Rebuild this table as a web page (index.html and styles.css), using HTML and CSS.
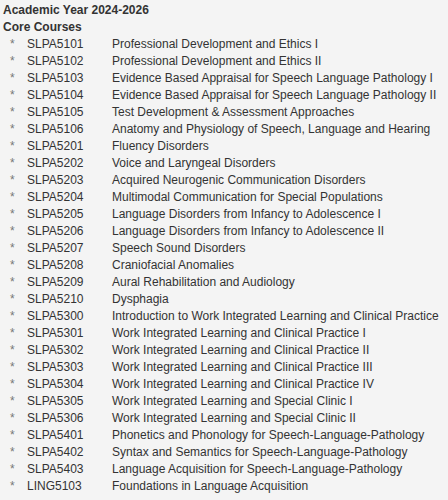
FILE: index.html
```html
<!DOCTYPE html>
<html>
<head>
<meta charset="utf-8">
<link rel="stylesheet" href="styles.css">
</head>
<body>
<div class="page">
  <div class="title">Academic Year 2024-2026</div>
  <div class="title">Core Courses</div>
  <ul class="courses">
    <li><span class="star">*</span><span class="code">SLPA5101</span><span class="name">Professional Development and Ethics I</span></li>
    <li><span class="star">*</span><span class="code">SLPA5102</span><span class="name">Professional Development and Ethics II</span></li>
    <li><span class="star">*</span><span class="code">SLPA5103</span><span class="name">Evidence Based Appraisal for Speech Language Pathology I</span></li>
    <li><span class="star">*</span><span class="code">SLPA5104</span><span class="name">Evidence Based Appraisal for Speech Language Pathology II</span></li>
    <li><span class="star">*</span><span class="code">SLPA5105</span><span class="name">Test Development &amp; Assessment Approaches</span></li>
    <li><span class="star">*</span><span class="code">SLPA5106</span><span class="name">Anatomy and Physiology of Speech, Language and Hearing</span></li>
    <li><span class="star">*</span><span class="code">SLPA5201</span><span class="name">Fluency Disorders</span></li>
    <li><span class="star">*</span><span class="code">SLPA5202</span><span class="name">Voice and Laryngeal Disorders</span></li>
    <li><span class="star">*</span><span class="code">SLPA5203</span><span class="name">Acquired Neurogenic Communication Disorders</span></li>
    <li><span class="star">*</span><span class="code">SLPA5204</span><span class="name">Multimodal Communication for Special Populations</span></li>
    <li><span class="star">*</span><span class="code">SLPA5205</span><span class="name">Language Disorders from Infancy to Adolescence I</span></li>
    <li><span class="star">*</span><span class="code">SLPA5206</span><span class="name">Language Disorders from Infancy to Adolescence II</span></li>
    <li><span class="star">*</span><span class="code">SLPA5207</span><span class="name">Speech Sound Disorders</span></li>
    <li><span class="star">*</span><span class="code">SLPA5208</span><span class="name">Craniofacial Anomalies</span></li>
    <li><span class="star">*</span><span class="code">SLPA5209</span><span class="name">Aural Rehabilitation and Audiology</span></li>
    <li><span class="star">*</span><span class="code">SLPA5210</span><span class="name">Dysphagia</span></li>
    <li><span class="star">*</span><span class="code">SLPA5300</span><span class="name">Introduction to Work Integrated Learning and Clinical Practice</span></li>
    <li><span class="star">*</span><span class="code">SLPA5301</span><span class="name">Work Integrated Learning and Clinical Practice I</span></li>
    <li><span class="star">*</span><span class="code">SLPA5302</span><span class="name">Work Integrated Learning and Clinical Practice II</span></li>
    <li><span class="star">*</span><span class="code">SLPA5303</span><span class="name">Work Integrated Learning and Clinical Practice III</span></li>
    <li><span class="star">*</span><span class="code">SLPA5304</span><span class="name">Work Integrated Learning and Clinical Practice IV</span></li>
    <li><span class="star">*</span><span class="code">SLPA5305</span><span class="name">Work Integrated Learning and Special Clinic I</span></li>
    <li><span class="star">*</span><span class="code">SLPA5306</span><span class="name">Work Integrated Learning and Special Clinic II</span></li>
    <li><span class="star">*</span><span class="code">SLPA5401</span><span class="name">Phonetics and Phonology for Speech-Language-Pathology</span></li>
    <li><span class="star">*</span><span class="code">SLPA5402</span><span class="name">Syntax and Semantics for Speech-Language-Pathology</span></li>
    <li><span class="star">*</span><span class="code">SLPA5403</span><span class="name">Language Acquisition for Speech-Language-Pathology</span></li>
    <li><span class="star">*</span><span class="code">LING5103</span><span class="name">Foundations in Language Acquisition</span></li>
  </ul>
</div>
</body>
</html>
```

FILE: styles.css
```css
html, body {
  margin: 0;
  padding: 0;
  background: #f4f4f4;
}
.page {
  padding: 2px 0 0 3px;
  font-family: "Liberation Sans", Arial, sans-serif;
  font-size: 12px;
  line-height: 17px;
  color: #333333;
}
.title {
  font-weight: bold;
}
.courses {
  list-style: none;
  margin: 0;
  padding: 0;
}
.courses li {
  display: flex;
  white-space: nowrap;
}
.star {
  flex: none;
  width: 24px;
  padding-left: 7px;
  box-sizing: border-box;
  color: #777777;
}
.code {
  flex: none;
  width: 85px;
}
.name {
  flex: none;
}
```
● ● ● ●
Given request ::
Omit any images, then output the listing exactly.

Complete response ::
Rebuild this table as a web page (index.html and styles.css), using HTML and CSS.
FILE: index.html
```html
<!DOCTYPE html>
<html>
<head>
<meta charset="utf-8">
<link rel="stylesheet" href="styles.css">
</head>
<body>
<div class="page">
  <div class="title">Academic Year 2024-2026</div>
  <div class="title">Core Courses</div>
  <ul class="courses">
    <li><span class="star">*</span><span class="code">SLPA5101</span><span class="name">Professional Development and Ethics I</span></li>
    <li><span class="star">*</span><span class="code">SLPA5102</span><span class="name">Professional Development and Ethics II</span></li>
    <li><span class="star">*</span><span class="code">SLPA5103</span><span class="name">Evidence Based Appraisal for Speech Language Pathology I</span></li>
    <li><span class="star">*</span><span class="code">SLPA5104</span><span class="name">Evidence Based Appraisal for Speech Language Pathology II</span></li>
    <li><span class="star">*</span><span class="code">SLPA5105</span><span class="name">Test Development &amp; Assessment Approaches</span></li>
    <li><span class="star">*</span><span class="code">SLPA5106</span><span class="name">Anatomy and Physiology of Speech, Language and Hearing</span></li>
    <li><span class="star">*</span><span class="code">SLPA5201</span><span class="name">Fluency Disorders</span></li>
    <li><span class="star">*</span><span class="code">SLPA5202</span><span class="name">Voice and Laryngeal Disorders</span></li>
    <li><span class="star">*</span><span class="code">SLPA5203</span><span class="name">Acquired Neurogenic Communication Disorders</span></li>
    <li><span class="star">*</span><span class="code">SLPA5204</span><span class="name">Multimodal Communication for Special Populations</span></li>
    <li><span class="star">*</span><span class="code">SLPA5205</span><span class="name">Language Disorders from Infancy to Adolescence I</span></li>
    <li><span class="star">*</span><span class="code">SLPA5206</span><span class="name">Language Disorders from Infancy to Adolescence II</span></li>
    <li><span class="star">*</span><span class="code">SLPA5207</span><span class="name">Speech Sound Disorders</span></li>
    <li><span class="star">*</span><span class="code">SLPA5208</span><span class="name">Craniofacial Anomalies</span></li>
    <li><span class="star">*</span><span class="code">SLPA5209</span><span class="name">Aural Rehabilitation and Audiology</span></li>
    <li><span class="star">*</span><span class="code">SLPA5210</span><span class="name">Dysphagia</span></li>
    <li><span class="star">*</span><span class="code">SLPA5300</span><span class="name">Introduction to Work Integrated Learning and Clinical Practice</span></li>
    <li><span class="star">*</span><span class="code">SLPA5301</span><span class="name">Work Integrated Learning and Clinical Practice I</span></li>
    <li><span class="star">*</span><span class="code">SLPA5302</span><span class="name">Work Integrated Learning and Clinical Practice II</span></li>
    <li><span class="star">*</span><span class="code">SLPA5303</span><span class="name">Work Integrated Learning and Clinical Practice III</span></li>
    <li><span class="star">*</span><span class="code">SLPA5304</span><span class="name">Work Integrated Learning and Clinical Practice IV</span></li>
    <li><span class="star">*</span><span class="code">SLPA5305</span><span class="name">Work Integrated Learning and Special Clinic I</span></li>
    <li><span class="star">*</span><span class="code">SLPA5306</span><span class="name">Work Integrated Learning and Special Clinic II</span></li>
    <li><span class="star">*</span><span class="code">SLPA5401</span><span class="name">Phonetics and Phonology for Speech-Language-Pathology</span></li>
    <li><span class="star">*</span><span class="code">SLPA5402</span><span class="name">Syntax and Semantics for Speech-Language-Pathology</span></li>
    <li><span class="star">*</span><span class="code">SLPA5403</span><span class="name">Language Acquisition for Speech-Language-Pathology</span></li>
    <li><span class="star">*</span><span class="code">LING5103</span><span class="name">Foundations in Language Acquisition</span></li>
  </ul>
</div>
</body>
</html>
```

FILE: styles.css
```css
html, body {
  margin: 0;
  padding: 0;
  background: #f4f4f4;
}
.page {
  padding: 2px 0 0 3px;
  font-family: "Liberation Sans", Arial, sans-serif;
  font-size: 12px;
  line-height: 17px;
  color: #333333;
}
.title {
  font-weight: bold;
}
.courses {
  list-style: none;
  margin: 0;
  padding: 0;
}
.courses li {
  display: flex;
  white-space: nowrap;
}
.star {
  flex: none;
  width: 24px;
  padding-left: 7px;
  box-sizing: border-box;
  color: #777777;
}
.code {
  flex: none;
  width: 85px;
}
.name {
  flex: none;
}
```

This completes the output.